*** Supplied data ***

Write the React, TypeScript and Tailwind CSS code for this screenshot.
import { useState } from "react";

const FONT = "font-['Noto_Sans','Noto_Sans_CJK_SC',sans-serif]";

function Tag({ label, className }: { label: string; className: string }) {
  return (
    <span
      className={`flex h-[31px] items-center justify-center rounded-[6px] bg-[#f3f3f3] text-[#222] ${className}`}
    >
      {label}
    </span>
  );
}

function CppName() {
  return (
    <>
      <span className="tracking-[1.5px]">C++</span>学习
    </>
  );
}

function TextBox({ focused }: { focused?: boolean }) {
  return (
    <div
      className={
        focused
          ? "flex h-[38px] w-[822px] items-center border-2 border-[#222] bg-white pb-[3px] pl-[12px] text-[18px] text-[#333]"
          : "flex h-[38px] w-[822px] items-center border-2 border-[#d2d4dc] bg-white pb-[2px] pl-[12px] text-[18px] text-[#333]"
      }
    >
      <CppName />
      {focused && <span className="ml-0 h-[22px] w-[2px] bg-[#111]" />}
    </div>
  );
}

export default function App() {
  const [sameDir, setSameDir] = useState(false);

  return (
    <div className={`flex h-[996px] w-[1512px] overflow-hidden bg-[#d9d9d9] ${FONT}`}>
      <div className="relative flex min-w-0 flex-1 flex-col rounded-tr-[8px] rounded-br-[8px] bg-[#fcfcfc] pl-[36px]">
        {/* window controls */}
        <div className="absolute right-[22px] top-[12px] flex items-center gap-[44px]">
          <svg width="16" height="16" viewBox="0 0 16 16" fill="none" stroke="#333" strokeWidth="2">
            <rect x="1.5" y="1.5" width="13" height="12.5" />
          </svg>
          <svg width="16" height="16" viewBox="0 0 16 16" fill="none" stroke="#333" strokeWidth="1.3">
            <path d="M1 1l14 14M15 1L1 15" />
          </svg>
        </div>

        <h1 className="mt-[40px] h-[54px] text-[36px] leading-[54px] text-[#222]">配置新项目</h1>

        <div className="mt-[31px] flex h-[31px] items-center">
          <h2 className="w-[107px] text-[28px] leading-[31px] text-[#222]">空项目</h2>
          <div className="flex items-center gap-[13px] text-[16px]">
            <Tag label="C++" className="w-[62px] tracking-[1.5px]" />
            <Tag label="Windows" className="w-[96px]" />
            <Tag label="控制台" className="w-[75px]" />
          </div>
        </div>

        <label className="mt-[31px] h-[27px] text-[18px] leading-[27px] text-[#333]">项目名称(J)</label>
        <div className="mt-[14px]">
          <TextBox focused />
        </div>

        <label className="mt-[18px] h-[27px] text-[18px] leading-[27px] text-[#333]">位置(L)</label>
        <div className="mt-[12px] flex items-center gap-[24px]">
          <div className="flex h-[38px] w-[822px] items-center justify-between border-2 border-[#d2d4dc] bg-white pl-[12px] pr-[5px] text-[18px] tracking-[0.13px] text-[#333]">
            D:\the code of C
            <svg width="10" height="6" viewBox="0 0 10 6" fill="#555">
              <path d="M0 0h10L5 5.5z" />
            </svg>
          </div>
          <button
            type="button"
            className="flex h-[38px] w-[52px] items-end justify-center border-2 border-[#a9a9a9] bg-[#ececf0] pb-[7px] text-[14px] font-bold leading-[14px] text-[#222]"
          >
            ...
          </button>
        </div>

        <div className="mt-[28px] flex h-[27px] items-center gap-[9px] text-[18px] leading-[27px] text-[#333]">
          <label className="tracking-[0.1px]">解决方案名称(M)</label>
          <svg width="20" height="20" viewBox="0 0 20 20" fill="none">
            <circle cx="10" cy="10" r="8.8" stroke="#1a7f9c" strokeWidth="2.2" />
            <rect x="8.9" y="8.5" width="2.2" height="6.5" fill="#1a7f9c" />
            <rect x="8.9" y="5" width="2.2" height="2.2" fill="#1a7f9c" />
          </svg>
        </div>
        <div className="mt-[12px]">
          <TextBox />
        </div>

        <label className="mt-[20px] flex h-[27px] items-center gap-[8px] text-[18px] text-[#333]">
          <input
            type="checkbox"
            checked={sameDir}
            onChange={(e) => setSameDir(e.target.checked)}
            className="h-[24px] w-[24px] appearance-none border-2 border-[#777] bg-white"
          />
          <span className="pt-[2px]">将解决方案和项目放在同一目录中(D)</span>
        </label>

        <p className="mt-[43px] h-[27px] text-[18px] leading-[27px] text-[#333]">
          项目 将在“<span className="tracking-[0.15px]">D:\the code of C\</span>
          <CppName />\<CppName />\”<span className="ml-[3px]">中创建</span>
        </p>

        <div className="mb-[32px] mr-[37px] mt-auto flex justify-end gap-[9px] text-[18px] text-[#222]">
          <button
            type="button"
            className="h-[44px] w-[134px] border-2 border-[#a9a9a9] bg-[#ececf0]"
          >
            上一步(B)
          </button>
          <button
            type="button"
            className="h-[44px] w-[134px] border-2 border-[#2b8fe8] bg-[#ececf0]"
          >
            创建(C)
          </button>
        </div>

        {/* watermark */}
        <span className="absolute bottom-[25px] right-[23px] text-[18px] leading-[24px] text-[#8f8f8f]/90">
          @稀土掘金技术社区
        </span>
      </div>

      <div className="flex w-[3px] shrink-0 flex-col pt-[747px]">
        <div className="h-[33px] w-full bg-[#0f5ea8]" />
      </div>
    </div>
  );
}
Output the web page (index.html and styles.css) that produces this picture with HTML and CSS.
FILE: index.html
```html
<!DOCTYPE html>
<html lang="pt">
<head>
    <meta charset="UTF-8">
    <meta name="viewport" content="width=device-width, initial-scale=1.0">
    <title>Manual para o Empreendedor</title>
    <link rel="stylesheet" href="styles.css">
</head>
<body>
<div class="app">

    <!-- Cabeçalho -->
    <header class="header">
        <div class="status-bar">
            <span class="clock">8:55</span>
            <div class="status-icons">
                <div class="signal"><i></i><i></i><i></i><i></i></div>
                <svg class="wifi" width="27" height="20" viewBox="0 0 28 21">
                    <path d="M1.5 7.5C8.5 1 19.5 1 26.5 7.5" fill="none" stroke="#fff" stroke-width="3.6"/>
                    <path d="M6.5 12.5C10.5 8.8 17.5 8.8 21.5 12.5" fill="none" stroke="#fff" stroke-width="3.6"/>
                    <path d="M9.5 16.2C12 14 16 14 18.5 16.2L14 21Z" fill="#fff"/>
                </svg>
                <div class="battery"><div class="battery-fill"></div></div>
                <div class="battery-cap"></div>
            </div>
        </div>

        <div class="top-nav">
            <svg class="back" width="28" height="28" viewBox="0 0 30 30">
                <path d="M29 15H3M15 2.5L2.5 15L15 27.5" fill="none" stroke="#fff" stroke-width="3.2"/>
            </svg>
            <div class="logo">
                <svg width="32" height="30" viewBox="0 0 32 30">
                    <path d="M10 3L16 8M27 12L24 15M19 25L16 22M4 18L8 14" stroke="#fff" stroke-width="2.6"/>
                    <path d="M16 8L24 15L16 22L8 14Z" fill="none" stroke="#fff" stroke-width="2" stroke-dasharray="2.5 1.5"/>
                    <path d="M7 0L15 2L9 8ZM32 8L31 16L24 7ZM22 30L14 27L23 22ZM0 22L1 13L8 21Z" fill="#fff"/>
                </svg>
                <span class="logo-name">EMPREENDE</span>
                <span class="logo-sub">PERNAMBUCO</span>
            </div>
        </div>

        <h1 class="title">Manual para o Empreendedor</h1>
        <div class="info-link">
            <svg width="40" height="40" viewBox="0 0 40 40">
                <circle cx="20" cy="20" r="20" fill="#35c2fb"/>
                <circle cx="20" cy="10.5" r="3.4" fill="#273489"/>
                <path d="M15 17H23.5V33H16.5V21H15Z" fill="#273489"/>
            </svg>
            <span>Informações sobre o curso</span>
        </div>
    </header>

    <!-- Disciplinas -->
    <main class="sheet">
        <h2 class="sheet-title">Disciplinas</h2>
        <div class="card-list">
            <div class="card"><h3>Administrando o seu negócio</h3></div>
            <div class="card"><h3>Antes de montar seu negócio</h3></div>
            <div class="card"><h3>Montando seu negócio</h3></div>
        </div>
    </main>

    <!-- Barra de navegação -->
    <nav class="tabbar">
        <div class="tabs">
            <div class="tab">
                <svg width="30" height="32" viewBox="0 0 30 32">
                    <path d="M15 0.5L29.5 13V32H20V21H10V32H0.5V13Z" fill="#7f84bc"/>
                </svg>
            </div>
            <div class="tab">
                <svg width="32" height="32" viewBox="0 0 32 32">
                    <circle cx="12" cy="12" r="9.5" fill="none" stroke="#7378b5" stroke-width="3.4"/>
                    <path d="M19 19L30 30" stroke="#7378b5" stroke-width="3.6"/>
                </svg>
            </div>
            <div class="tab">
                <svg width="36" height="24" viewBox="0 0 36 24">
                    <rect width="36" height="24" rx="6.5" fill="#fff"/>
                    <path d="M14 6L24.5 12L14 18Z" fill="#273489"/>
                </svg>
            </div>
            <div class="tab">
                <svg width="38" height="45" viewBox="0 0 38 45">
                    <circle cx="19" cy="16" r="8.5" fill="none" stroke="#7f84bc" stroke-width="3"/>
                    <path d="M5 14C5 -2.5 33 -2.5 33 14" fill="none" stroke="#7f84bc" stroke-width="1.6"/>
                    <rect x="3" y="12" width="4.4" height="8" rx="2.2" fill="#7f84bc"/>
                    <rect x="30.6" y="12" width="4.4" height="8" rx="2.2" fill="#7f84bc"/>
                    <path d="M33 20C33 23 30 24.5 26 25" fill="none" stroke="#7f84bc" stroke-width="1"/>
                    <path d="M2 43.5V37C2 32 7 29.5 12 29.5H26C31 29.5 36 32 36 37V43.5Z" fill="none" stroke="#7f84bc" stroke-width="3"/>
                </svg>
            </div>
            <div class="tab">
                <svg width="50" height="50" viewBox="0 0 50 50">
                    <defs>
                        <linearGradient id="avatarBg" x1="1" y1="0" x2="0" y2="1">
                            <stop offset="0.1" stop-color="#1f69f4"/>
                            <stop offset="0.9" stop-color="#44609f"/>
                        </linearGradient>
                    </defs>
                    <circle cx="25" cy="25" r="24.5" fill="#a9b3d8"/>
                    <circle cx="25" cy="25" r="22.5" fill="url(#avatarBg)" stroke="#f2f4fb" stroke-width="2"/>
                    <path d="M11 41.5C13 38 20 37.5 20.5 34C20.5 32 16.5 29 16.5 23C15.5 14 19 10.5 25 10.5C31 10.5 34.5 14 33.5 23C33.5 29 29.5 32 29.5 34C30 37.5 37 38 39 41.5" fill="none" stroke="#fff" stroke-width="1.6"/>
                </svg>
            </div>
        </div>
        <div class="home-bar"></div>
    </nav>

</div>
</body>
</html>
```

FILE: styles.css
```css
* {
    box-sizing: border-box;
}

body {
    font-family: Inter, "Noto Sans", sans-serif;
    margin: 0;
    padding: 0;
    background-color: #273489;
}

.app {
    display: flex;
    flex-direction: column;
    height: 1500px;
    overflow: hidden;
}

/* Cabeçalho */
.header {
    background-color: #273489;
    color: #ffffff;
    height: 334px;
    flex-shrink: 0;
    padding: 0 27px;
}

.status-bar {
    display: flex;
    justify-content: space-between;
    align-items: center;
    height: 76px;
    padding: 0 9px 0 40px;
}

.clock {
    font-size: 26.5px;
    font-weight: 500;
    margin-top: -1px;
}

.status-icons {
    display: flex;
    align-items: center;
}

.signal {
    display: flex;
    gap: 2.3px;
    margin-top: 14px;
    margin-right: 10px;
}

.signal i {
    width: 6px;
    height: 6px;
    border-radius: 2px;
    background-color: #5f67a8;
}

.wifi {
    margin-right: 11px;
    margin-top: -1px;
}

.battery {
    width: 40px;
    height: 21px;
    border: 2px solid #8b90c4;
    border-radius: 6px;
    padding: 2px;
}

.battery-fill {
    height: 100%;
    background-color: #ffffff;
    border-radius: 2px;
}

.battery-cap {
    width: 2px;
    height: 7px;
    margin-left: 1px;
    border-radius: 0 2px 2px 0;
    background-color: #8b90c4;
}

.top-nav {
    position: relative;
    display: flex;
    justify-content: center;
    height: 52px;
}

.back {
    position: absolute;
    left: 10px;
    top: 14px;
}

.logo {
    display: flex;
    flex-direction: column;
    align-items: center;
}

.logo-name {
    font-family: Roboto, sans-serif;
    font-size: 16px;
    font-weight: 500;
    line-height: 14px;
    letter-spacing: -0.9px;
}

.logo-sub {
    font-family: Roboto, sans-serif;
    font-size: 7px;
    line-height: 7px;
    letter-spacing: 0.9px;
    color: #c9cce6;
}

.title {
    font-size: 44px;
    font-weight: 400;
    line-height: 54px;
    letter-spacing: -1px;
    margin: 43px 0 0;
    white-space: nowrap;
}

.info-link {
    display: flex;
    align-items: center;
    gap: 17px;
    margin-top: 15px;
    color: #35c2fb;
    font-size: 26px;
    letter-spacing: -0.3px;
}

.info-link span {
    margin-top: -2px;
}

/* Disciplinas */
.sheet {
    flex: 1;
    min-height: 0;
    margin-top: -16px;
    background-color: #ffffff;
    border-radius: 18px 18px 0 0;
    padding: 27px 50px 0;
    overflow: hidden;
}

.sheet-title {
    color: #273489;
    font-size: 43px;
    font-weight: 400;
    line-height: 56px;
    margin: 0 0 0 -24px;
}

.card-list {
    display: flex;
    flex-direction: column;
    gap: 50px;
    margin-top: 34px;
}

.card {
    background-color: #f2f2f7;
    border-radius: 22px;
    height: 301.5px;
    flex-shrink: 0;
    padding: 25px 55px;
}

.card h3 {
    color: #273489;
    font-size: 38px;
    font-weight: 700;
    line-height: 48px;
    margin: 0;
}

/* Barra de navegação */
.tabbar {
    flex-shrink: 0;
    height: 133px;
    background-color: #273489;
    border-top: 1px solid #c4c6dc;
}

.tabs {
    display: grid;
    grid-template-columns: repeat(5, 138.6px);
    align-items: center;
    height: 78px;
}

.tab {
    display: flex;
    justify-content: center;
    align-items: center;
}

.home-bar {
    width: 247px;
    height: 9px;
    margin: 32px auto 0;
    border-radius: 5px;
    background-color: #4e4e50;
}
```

***

Determine how many lines include the string "this". Give no answer but the number.

2